En esos pueblos olvidados, los motociclistas no usan casco ni sus máquinas tienen Soat; tampoco se expide factura electrónica, el dinero plástico es una verdadera rareza, los megacolegios públicos tienen apenas un par de salones y otro tanto de maestros, el internet para todos apenas existe en viejos avisos ya desdibujados donde se alcanza a leer algo así como “centros poblados”, y en casi todas esas pequeñas colombias olvidadas sigue habiendo lo mismo que antes: una iglesia, dos tiendas, tres bancas, cuatro esquinas, cinco bares y seis putas tristes. Y no hay nada más, excepto los mismos vecinos de siempre pegados a un celular. Para que vean que a esos pueblos olvidados la modernidad sí llegó.
Yo tampoco es que haya evolucionado mucho. Sigo tomando notas en mi libreta de papel, sigo yendo a las mismas esquinas olvidadas, sigo teniendo las mismas impresiones y por eso hoy ustedes leen un texto que pude haber escrito hace varios lustros, cuando empecé a conocer mi maravilloso país.
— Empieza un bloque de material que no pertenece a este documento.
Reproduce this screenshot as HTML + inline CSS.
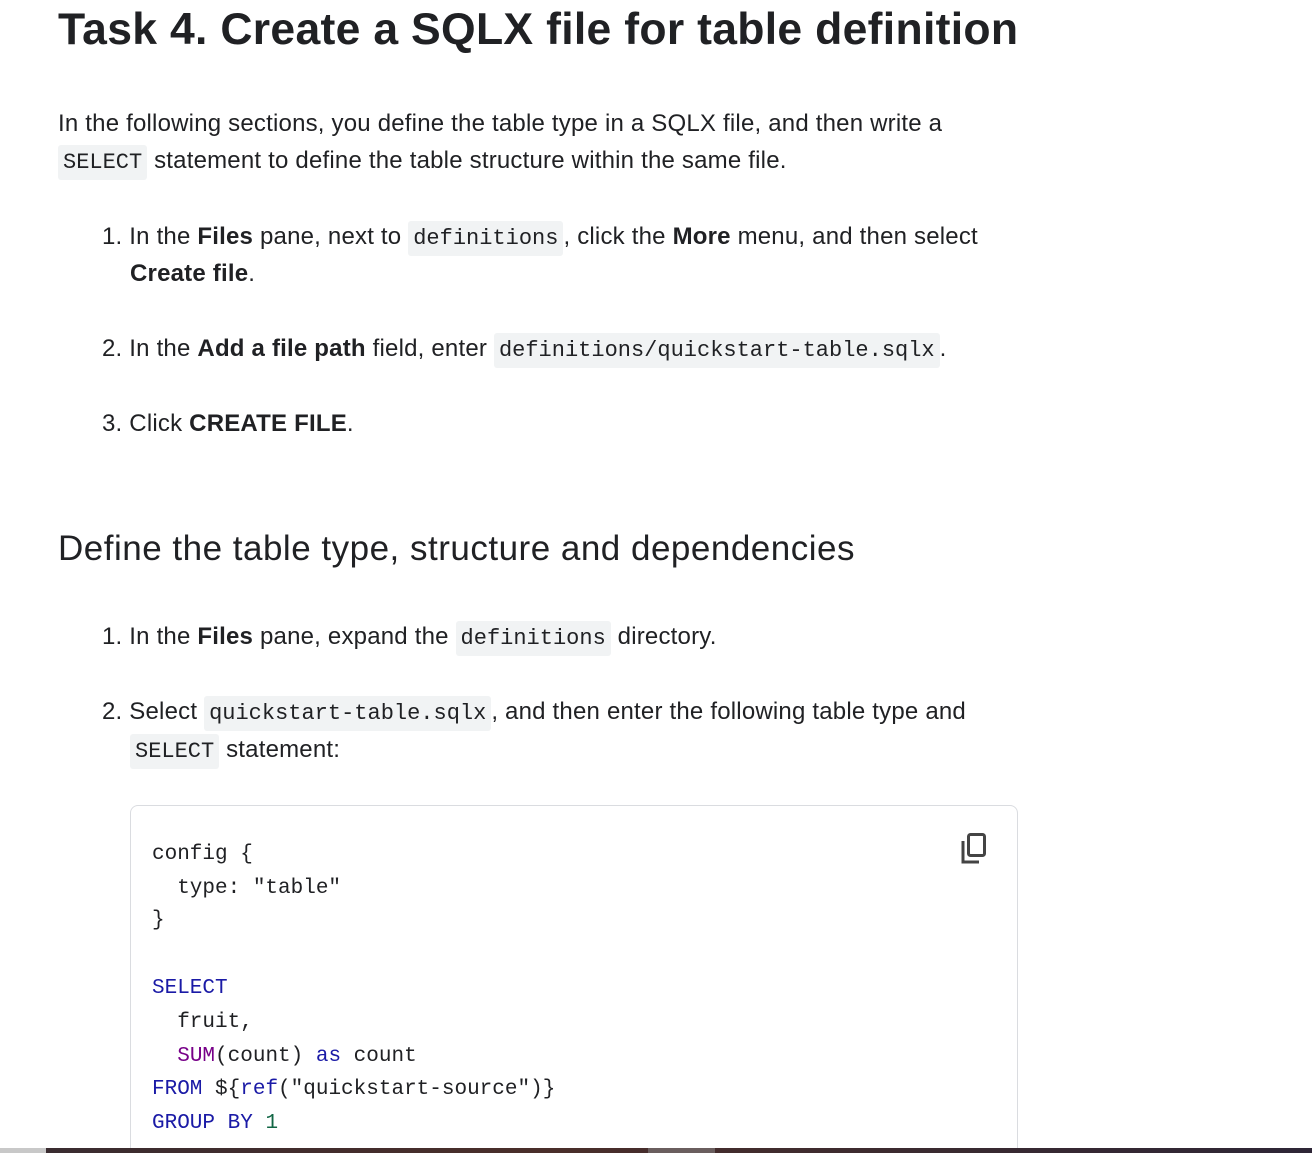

Que por allá no es tan maravilloso.
Y como sigo viendo lo mismo, he tenido que escribir la misma historia porque por esos pueblos olvidados casi no hay nada nuevo. Por eso, la decepción de país sigue intacta. Y eso que yo me puedo refugiar en mi ciudad que tiene todo lo que no hay —ni parece que habrá— en esos pueblos olvidados que he vuelto a visitar. Y a donde prometí volver. ¿Ya ven por qué esta vez no tomé apuntes?